The Hough forest method is an effective method for object detection in ground-shot images that has received increasing research attention. However, this method lacks the ability to detect objects with arbitrary orientations. This largely constrains the method from being used in detecting geospatial objects from remotely sensed (RS) images since geospatial objects can have many different orientations. In order to achieve rotation invariance and compensate the associated loss of discriminative power, this paper presents a novel color-enhanced rotation-invariant Hough forest (CRIHF) method for detecting geospatial objects in RS images. In our method, we propose to train a Pose-Estimation-based Rotation-invariant Texton Forest (PE-RTF) which first uses dominant gradient orientations to align local image patches. The orientations are then jointly used with coordinates in Hough voting to detect object position. In order to increase discriminative power, Texton Forest is used in codebook generation. Moreover, theoretically sound color-invariant gradients are employed.
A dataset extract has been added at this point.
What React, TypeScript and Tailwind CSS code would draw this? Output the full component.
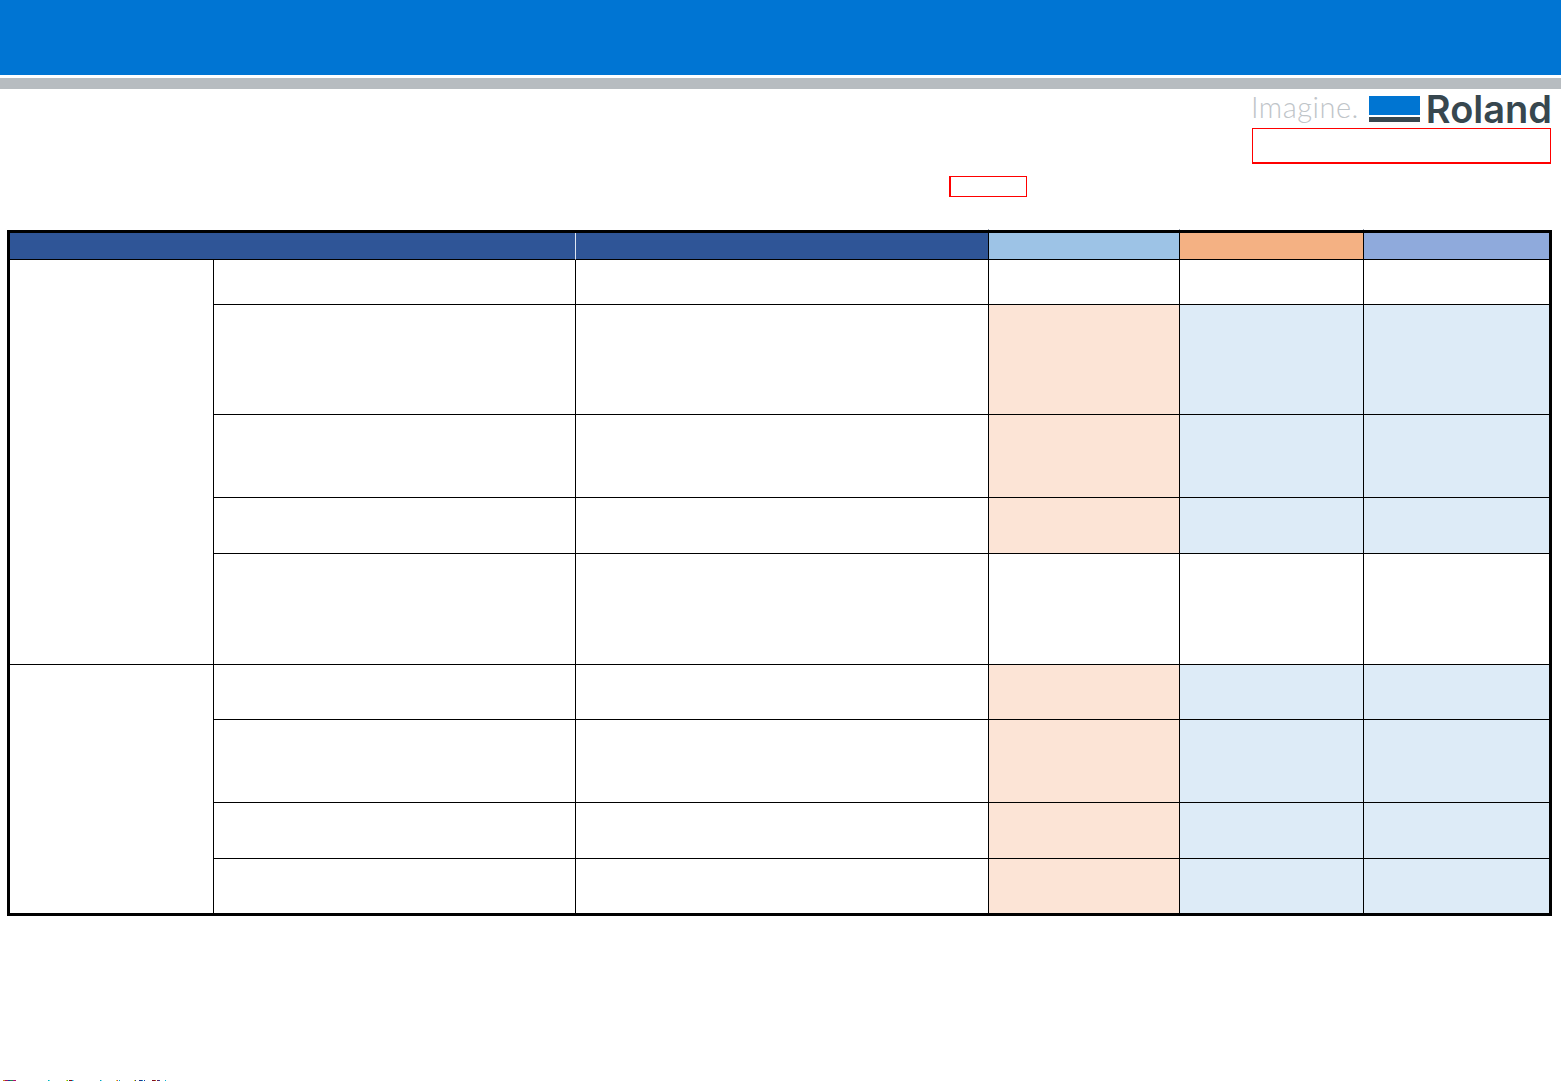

By rotating split functions rather than image patches in the RTF and sparsely accumulating Hough votes on grid points, computational times can be reduced by two orders of magnitude. The evaluation of the CRIHF method on a data set containing 525 airplanes and a second data set containing 68 residential buildings shows that our method is rotation invariant and robust. The detector achieves around 90% recall rate on both data sets. Experiments also show that our method is noise resistant and can achieve a decent detection performance at a high level (30%) of “salt and pepper” impulsive noise.